Think about someone like the great Ray Charles. Despite being blinded as a child, Charles was able to absorb and process information with his ears. Without the aid of sheet music, he became a master pianist and pioneered the soul music genre. Charles enjoyed a long and illustrious career which included 17 Grammy Awards and 11 number ones.
“What are the best learning strategies to use for an aural learner?”
As we have discovered, aural learners respond best to anything that engages their sense of sound, and are more likely to retain information gleaned in this fashion. Some strategies and activities that would be of great benefit to an aural learner include:
- Reciting flashcards aloud. While flashcards are great for visual learners, reciting them out loud brings the ears into the fold, adding a rhythmic dimension.
- Teaching content to someone else. It is often said that you don’t truly know something unless you can teach it to another. Having an aural learner try and express content through speech is a great way for them to synthesise and remember their thoughts and ideas.
- Engaging in discussions. Bouncing ideas off others allows aural learners to hear their thoughts out loud and analyse them more effectively, and also provides an opportunity to soak up other perspectives.
- Using podcasts. The trend of the 21st Century! The world of podcasts is continually expanding, and you can find one on just about anything these days. Podcasts may be a great way to get some introductory knowledge on a topic, or to complement what may already be known.
- Recording notes for playback. Think of this one like a DIY podcast. If you’ve got a smartphone, it’s as simple as speaking your written notes into the voice recorder, hitting save and then pressing play. Voila, a bespoke educational podcast!
- Inventing rhymes or songs. Aural learners probably know the tune to the alphabet song as well as the order of the letters themselves. Creating rhymes or songs is a fun and effective way to use sound to make content more engaging and memorable.
Visual learners engage with the world around them first and foremost with their eyes. They pay attention to colours, lines, designs, patterns and spatial parameters. Elements of the traditional classroom suit them to a tee, such as the use of whiteboards, smartboards, educational videos and worksheets.
Visual learners are intimately aware of their spatial surroundings, and therefore tend to make great artists, architects and designers.
To some, a blank canvas is a no-go zone, or simply a weekend pastime. To people like Pablo Picasso or Leonardo Da Vinci, however, a blank canvas is a masterpiece waiting to be brushed to life, an opportunity for poetic and political expression. Their rich grasp of colours and patterns delivered us the Mona Lisa and the Guernica.

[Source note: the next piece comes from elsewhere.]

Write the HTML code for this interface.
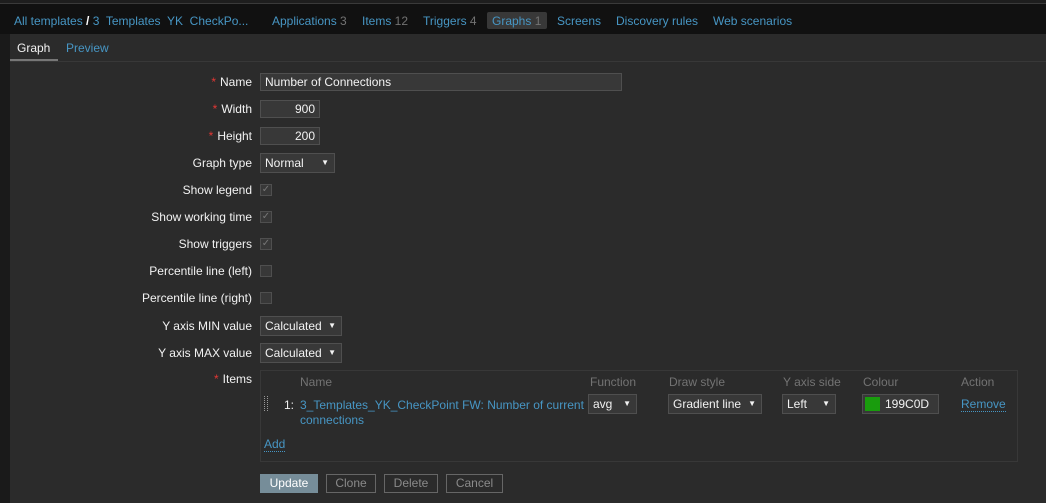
<!DOCTYPE html><html><head><style>
body{margin:0;width:1046px;height:503px;background:#1a1a1a;font-family:"Liberation Sans",sans-serif;font-size:12px;color:#f2f2f2;position:relative;overflow:hidden}
.a{position:absolute}
a,.l{color:#4796c4}
.g{color:#737373}
.lab{position:absolute;right:794px;text-align:right;white-space:nowrap}
.lab b{color:#e33734;font-weight:normal;margin-right:4px}
.in{position:absolute;left:260px;height:18px;border:1px solid #4f4f4f;background:#383838;box-sizing:border-box;line-height:16px;padding:0 4px;color:#f2f2f2}
.sel{position:absolute;height:20px;border:1px solid #4f4f4f;background:#383838;box-sizing:border-box;line-height:18px;padding:0 4px;color:#f2f2f2}
.sel:after{content:"▼";position:absolute;right:5px;font-size:8px;top:0}
.cb{position:absolute;left:260px;width:12px;height:12px;border:1px solid #4f4f4f;background:#383838;box-sizing:border-box;color:#777;font-size:10px;line-height:10px;text-align:center}
.btn{position:absolute;top:474px;height:19px;border:1px solid #666;box-sizing:border-box;line-height:17px;text-align:center;color:#8a8a8a}
</style></head><body>
<div class="a" style="left:0;top:0;width:1046px;height:3px;background:#1e1e1e"></div>
<div class="a" style="left:0;top:3px;width:1046px;height:1px;background:#3a3a3a"></div>
<div class="a" style="left:0;top:4px;width:1046px;height:30px;background:#111"></div>
<div class="a" style="top:14px;left:14px;white-space:nowrap">
<span class="l">All templates</span> <span style="color:#fff;font-weight:bold">/</span> <span class="l">3&nbsp; Templates&nbsp; YK&nbsp; CheckPo...</span>
</div>
<div class="a l" style="top:14px;left:272px">Applications <span class="g">3</span></div>
<div class="a l" style="top:14px;left:362px">Items <span class="g">12</span></div>
<div class="a l" style="top:14px;left:423px">Triggers <span class="g">4</span></div>
<div class="a" style="top:12px;left:487px;width:60px;height:17px;background:#383838;border-radius:2px"></div>
<div class="a l" style="top:14px;left:492px">Graphs <span class="g">1</span></div>
<div class="a l" style="top:14px;left:557px">Screens</div>
<div class="a l" style="top:14px;left:616px">Discovery rules</div>
<div class="a l" style="top:14px;left:713px">Web scenarios</div>
<div class="a" style="left:10px;top:34px;width:1036px;height:469px;background:#2b2b2b"></div>
<div class="a" style="left:10px;top:61px;width:1036px;height:1px;background:#383838"></div>
<div class="a" style="left:17px;top:41px;color:#f2f2f2">Graph</div>
<div class="a" style="left:10px;top:59px;width:48px;height:2px;background:#777"></div>
<div class="a l" style="left:66px;top:41px">Preview</div>

<div class="lab" style="top:75px"><b>*</b>Name</div><div class="in" style="top:73px;width:362px">Number of Connections</div>
<div class="lab" style="top:102px"><b>*</b>Width</div><div class="in" style="top:100px;width:60px;text-align:right">900</div>
<div class="lab" style="top:129px"><b>*</b>Height</div><div class="in" style="top:127px;width:60px;text-align:right">200</div>
<div class="lab" style="top:156px">Graph type</div><div class="sel" style="top:153px;left:260px;width:75px">Normal</div>
<div class="lab" style="top:183px">Show legend</div><div class="cb" style="top:184px">✓</div>
<div class="lab" style="top:210px">Show working time</div><div class="cb" style="top:211px">✓</div>
<div class="lab" style="top:237px">Show triggers</div><div class="cb" style="top:238px">✓</div>
<div class="lab" style="top:264px">Percentile line (left)</div><div class="cb" style="top:265px"></div>
<div class="lab" style="top:291px">Percentile line (right)</div><div class="cb" style="top:292px"></div>
<div class="lab" style="top:319px">Y axis MIN value</div><div class="sel" style="top:316px;left:260px;width:82px">Calculated</div>
<div class="lab" style="top:346px">Y axis MAX value</div><div class="sel" style="top:343px;left:260px;width:82px">Calculated</div>
<div class="lab" style="top:372px"><b>*</b>Items</div>

<div class="a" style="left:260px;top:370px;width:758px;height:92px;border:1px solid #383838;box-sizing:border-box"></div>
<div class="a g" style="top:375px;left:300px">Name</div>
<div class="a g" style="top:375px;left:590px">Function</div>
<div class="a g" style="top:375px;left:669px">Draw style</div>
<div class="a g" style="top:375px;left:783px">Y axis side</div>
<div class="a g" style="top:375px;left:863px">Colour</div>
<div class="a g" style="top:375px;left:961px">Action</div>
<div class="a" style="left:264px;top:396px;width:4px;height:15px;border-left:1px dotted #999;border-right:1px dotted #999;box-sizing:border-box"></div>
<div class="a" style="top:398px;left:284px">1:</div>
<div class="a l" style="top:398px;left:300px;width:290px;line-height:15px">3_Templates_YK_CheckPoint FW: Number of current connections</div>
<div class="sel" style="top:394px;left:588px;width:49px">avg</div>
<div class="sel" style="top:394px;left:668px;width:94px">Gradient line</div>
<div class="sel" style="top:394px;left:782px;width:54px">Left</div>
<div class="in" style="top:394px;left:862px;width:77px;height:20px;padding-left:22px;line-height:18px">199C0D</div>
<div class="a" style="top:397px;left:865px;width:15px;height:14px;background:#199c0d"></div>
<div class="a l" style="top:397px;left:961px;border-bottom:1px dotted #4796c4">Remove</div>
<div class="a l" style="top:437px;left:264px;border-bottom:1px dotted #4796c4">Add</div>

<div class="btn" style="left:260px;width:58px;background:#768d99;border-color:#768d99;color:#fff">Update</div>
<div class="btn" style="left:326px;width:50px">Clone</div>
<div class="btn" style="left:384px;width:54px">Delete</div>
<div class="btn" style="left:446px;width:57px">Cancel</div>
</body></html>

“What are the best learning strategies to use for a visual learner?”
The most effective study strategies for visual learners will engage their sense of sight. Some of the best examples include:
- Colour coding. Those 4-colour biro pens and multi-packs of highlighters are your best friend. Organising different topics or ideas with different colours is an excellent way for visual learners to subconsciously form connections between content and commit it to memory.

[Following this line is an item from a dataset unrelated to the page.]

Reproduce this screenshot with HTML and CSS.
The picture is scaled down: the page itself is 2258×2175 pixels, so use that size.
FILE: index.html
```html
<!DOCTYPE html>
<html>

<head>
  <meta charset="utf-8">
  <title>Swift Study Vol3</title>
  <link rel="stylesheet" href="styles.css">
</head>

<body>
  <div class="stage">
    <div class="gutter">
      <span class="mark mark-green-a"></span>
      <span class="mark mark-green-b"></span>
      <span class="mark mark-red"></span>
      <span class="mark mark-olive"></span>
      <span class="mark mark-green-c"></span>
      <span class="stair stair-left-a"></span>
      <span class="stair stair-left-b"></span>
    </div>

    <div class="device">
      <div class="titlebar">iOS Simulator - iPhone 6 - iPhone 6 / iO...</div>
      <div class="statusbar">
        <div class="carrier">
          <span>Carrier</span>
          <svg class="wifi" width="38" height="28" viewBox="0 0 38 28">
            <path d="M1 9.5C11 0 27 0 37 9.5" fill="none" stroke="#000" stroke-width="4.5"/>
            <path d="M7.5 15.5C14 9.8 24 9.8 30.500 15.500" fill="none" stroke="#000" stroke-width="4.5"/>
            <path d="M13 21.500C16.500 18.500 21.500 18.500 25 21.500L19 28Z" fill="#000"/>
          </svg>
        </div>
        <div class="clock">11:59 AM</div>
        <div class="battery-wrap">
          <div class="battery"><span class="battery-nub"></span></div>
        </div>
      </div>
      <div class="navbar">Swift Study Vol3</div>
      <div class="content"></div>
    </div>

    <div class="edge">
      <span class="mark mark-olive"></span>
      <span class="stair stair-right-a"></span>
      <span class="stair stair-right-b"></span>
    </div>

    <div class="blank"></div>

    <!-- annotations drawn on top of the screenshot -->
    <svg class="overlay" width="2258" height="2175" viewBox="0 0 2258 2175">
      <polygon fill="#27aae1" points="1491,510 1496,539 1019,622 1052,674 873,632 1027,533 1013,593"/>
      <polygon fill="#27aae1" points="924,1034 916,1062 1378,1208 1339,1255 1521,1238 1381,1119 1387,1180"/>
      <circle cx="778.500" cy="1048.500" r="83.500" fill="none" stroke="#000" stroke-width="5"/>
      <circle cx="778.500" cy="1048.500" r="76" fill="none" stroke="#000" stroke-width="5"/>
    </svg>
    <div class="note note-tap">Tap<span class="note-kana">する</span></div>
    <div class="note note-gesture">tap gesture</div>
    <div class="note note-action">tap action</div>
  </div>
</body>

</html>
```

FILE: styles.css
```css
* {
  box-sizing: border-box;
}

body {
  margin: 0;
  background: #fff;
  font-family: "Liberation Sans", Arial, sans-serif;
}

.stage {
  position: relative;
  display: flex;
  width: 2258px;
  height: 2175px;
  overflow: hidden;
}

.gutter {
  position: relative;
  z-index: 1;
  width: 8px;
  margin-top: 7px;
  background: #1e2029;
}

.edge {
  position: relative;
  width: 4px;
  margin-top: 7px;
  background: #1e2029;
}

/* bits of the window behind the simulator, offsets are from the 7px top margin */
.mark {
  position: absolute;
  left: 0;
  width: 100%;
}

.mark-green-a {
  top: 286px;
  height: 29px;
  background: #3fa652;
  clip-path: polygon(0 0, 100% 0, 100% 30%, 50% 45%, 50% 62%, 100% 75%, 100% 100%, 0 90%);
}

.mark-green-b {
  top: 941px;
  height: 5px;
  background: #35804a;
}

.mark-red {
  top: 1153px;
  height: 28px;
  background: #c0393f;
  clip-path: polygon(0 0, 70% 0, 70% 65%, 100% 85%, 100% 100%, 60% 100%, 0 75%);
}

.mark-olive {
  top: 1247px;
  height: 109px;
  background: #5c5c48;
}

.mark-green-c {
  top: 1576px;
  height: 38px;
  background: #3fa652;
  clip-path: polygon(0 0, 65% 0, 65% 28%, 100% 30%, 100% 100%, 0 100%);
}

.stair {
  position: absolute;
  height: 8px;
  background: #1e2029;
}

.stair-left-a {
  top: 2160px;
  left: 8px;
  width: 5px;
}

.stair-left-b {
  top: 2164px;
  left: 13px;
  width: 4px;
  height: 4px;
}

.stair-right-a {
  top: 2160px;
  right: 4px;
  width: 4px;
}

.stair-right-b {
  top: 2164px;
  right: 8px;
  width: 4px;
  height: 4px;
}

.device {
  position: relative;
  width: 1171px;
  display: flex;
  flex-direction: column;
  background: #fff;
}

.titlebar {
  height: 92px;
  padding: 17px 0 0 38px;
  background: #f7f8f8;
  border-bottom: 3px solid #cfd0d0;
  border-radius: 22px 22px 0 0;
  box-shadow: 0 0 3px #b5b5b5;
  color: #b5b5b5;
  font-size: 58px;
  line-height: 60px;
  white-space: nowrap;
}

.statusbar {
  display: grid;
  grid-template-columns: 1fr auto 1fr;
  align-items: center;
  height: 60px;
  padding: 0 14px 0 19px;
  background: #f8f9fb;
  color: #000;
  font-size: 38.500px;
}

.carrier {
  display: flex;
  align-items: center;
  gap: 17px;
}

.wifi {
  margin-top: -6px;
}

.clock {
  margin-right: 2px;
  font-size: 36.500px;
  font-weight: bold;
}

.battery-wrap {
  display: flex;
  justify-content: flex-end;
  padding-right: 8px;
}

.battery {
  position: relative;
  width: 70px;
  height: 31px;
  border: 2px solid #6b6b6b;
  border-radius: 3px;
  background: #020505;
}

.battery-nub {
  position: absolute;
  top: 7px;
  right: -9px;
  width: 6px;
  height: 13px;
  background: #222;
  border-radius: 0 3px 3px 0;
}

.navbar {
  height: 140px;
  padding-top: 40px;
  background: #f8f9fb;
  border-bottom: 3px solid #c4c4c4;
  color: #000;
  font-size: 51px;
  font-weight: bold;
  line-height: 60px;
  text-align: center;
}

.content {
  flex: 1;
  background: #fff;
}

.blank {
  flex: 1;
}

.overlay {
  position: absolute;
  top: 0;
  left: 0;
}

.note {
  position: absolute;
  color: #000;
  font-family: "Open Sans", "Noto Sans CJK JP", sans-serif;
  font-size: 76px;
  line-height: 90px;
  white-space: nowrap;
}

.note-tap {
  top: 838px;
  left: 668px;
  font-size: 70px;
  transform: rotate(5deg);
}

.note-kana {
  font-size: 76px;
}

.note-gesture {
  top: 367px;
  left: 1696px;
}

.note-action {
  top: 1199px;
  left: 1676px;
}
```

- Mind maps. By reorganising content into mind maps, connections between different materials can be seen much more easily.
- Using videos. YouTube is a gold mine for visual learners! You can find a video on just about anything on these days, including educational animations and infographics. The visual dimension of videos can hammer a piece of information home much more quickly and effectively than a wordy textbook for learners that rely on using their eyes.
- Use graphics and diagrams. Visual learners remember things they see. Supplementing written material with graphics or diagrams will dramatically assist their ability to recall material.
- Organise your notes. It may sound like a no-brainer, but this is particularly important for visual learners. Remembering that visual cues are these individuals’ primary means of interacting with the world, an organised work space translates to an organised mind ready to learn.
Kinaesthetic learners have a feel for the world around them. These learners use their sense of touch as the primary means of interacting with their environment. They won’t necessarily remember the specifics of a conversation, or who they had it with, but they’ll likely remember where they were when they had it, and maybe even what the weather was like too. Kinaesthetic learners are likely to relish the more practical subjects at school like physical education and design and technology, but may find the conventional classroom environment boring.
Kinaesthetic learners remember what they do, and store information through action. Their intimate feel for the world means they tend to thrive in more hands-on professions like cooking and carpentry, and also make great athletes!
Think about someone like Usain Bolt. His imposing physique no doubt gave him an edge in his pursuit of sprinting domination, but his sense of what 10 seconds and 100 metres must feel like would be second-to-none. He would have an intimate understanding of every inch of the track, and what his body must be doing at every stage to achieve running perfection. He would have been able to just feel the difference between hundredths of a second in his training. This awareness ultimately aided Bolt to 9 Olympic gold medals and the fastest 100m and 200m times ever recorded.
“What are the best learning strategies for kinaesthetic learners?”
The best learning strategies for kinaesthetic learners are those that engage them physically in some way, including:
- Use a stress toy or a fidget spinner. These kinds of toys may be seen by some as nothing but a distraction, but for a kinaesthetic learner they are a fantastic way to bring the hands into play while engaging in other tasks like making or reading notes.
- Create physical, hands-on activities and games. Get creative! Grab the costume box and do a Shakespearean role play, or set up an at-home supermarket to practice budgets and working out change. Anything hands-on will have a lasting impact on these learners.
- Try note taking on different platforms or devices. Recent technological innovations like the iPad are perfect for the tactile learner. Even the subtle difference between typing on a laptop and drawing using a touch pen can make a world of difference.
- Carefully curate a suitable study environment. As discussed, kinaesthetic learners are intimately aware of their surroundings. Too hot, too cold, too bright, too dark – if their study space is even slightly out of balance it can be hugely distracting. Creating a comfortable environment is critical.
Ultimately, it is important to remember that we use all of our senses at some point. While we may prefer some over others, the best learners are those who can employ bits of all three learning languages. They can all be nurtured with a little time and effort.